Nice to Meet You – Let’s Get Married

Only fools rush in.  We’ve all heard that expression many times and probably think we’re far too wise and experienced to be such a fool.  However, you’d be amazed at how often businesses and individuals rush headlong into business relationships or contracts only to find out they should have used more discretion, patience and judgment.  Remember, before you date someone, you usually want to know at least a little bit about them; before you go steady, you want to know a little more; and before you get married, you really want to know them well.

Consider applying some of these dating lessons and clichés to your business and legal relationships and contracts, and you may find you have fewer emotional breakups or (more importantly) fewer bad marriages that end in messy divorces:

  • Ask around (a/k/a, do your due diligence) – learn all you can about a person or company before you engage them, become partners or enter into a long term binding contract.
  • Trust your instincts (a/k/a, if it doesn’t feel right, don’t do it) – unless there’s some compelling reason you have to work with a specific person or company or you have to jump into a deal with both feet, if you’re getting a bad vibe, don’t proceed.
  • Go slowly (a/k/a, – start small) – whenever possible, start with a smaller project or a short term relationship and see how it goes. There’s usually time and there will almost always be more opportunities to work together if the first one goes      well.
  • Build in an escape hatch (a/k/a, don’t put all of your eggs in one basket) – even if you’re ready to hire someone or enter into a contract, make sure you have the ability to terminate or get out of the relationship.
  • See other people (a/k/a, avoid exclusivity) – exclusive relationships are serious commitments and have high risk (and potentially, high reward); take your time.
  • There are more fish in the sea (a/k/a, know when to say when) – ending a bad relationship is always hard – whether personal or business – but when your gut tells you it’s not right, then it probably isn’t. Cut your losses and end the relationship (in the right way, of course).

The bottom line is, business and legal relationships resemble personal relationships – with the same types of risks and rewards.  Look before you leap.
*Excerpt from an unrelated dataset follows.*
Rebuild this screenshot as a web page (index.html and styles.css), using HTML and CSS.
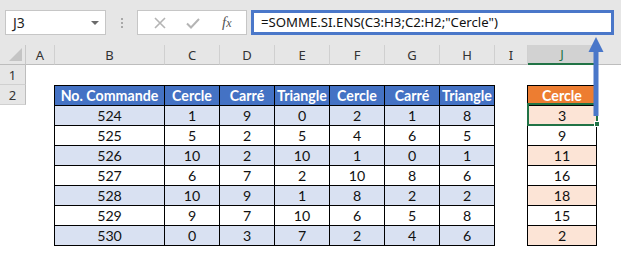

Changing Relationships Call for New Agreements

Have you ever had wills drafted or met with your financial advisor or insurance agent, and at the end of the meeting, he or she said, “Now we need to revisit this every couple of year to make sure things haven’t changed.”?  That same approach should be followed in your other legal and business relationships.

Relationships and circumstances can change for a variety of reasons.  The law changes.  One party is faced with financial or other business hardships.  One party transforms from a start-up business that is just happy to have a contract to an industry powerhouse.  An employee right out of school becomes a partner in the business.  Territorial capabilities or needs change.  Etc.  When these changes happen, it is critically important that the parties’ contract(s) be reviewed, and where appropriate, revised.  Otherwise, that ever-important “meeting of the minds” that we attorneys talk about may no longer exist – and that’s a recipe for trouble.

As I’ve said before, in negotiating and drafting agreements, we should attempt to anticipate the various ways that the parties’ relationship may change over time, and where possible, include provisions that allow the contract to evolve as well.  However, it’s rarely possible to anticipate all of the changes that may occur.  For that reason, I recommend a periodic revisit of your contracts.  The old saying, “If it’s not broken, don’t fix it,” is absolutely true; but your contracts may be broken now simply because they don’t fit your evolving business relationship.  Don’t let that be the case – remember the other saying, “An ounce of prevention is worth a pound of cure.”  Review your contracts and relationships periodically as part of your preventive maintenance.

The Best Business Relationships Take Time, Thought and Planning

A recurring situation that I encounter with clients is the self-created urgency and “irrational exuberance” that sometimes surrounds the early stages of their discussions with prospective business partners, investors and/or key employees, and the really bad (or at least poorly defined) deals that they enter into during this stage.

Although it’s a bit of a crude example, let’s face it, getting to know a prospective business partner, investor or key employee is a little bit like dating; and entering into a binding legal or financial relationship with them is a little like getting married.  Marriages that are entered into hastily rarely work out, and the same can be said for hasty business relationships.

I’ve written other posts about knowing the other party and making sure they’re a good fit.  But that’s only part of what I’m talking about here.  Once you’ve determined that they’re “the one,” it’s equally important to determine and define – the one for what?  And then, enter into written agreements with them that spell this out.

Take a new key employee for example.  The employment agreement is really a combination of marriage contract, life planning, and prenup all rolled into one.  And the company attorney, in some ways, serves the role of protective parent or sibling making sure you’ve carefully thought out what you’re getting into.  You may be “head over heels in love” at this point – so, when you find yourself offering, or when you hear your attorney questioning, terms such as exclusivity, a perpetual term, fully vested non-dilutable stock ownership, no non-compete, etc., etc., take a step back and consider what impact those terms will have on the company currently and in the future (if the relationship succeeds amazingly or fails miserably) – and then craft your relationship and the underlying agreements accordingly.  You will be glad you did in the end.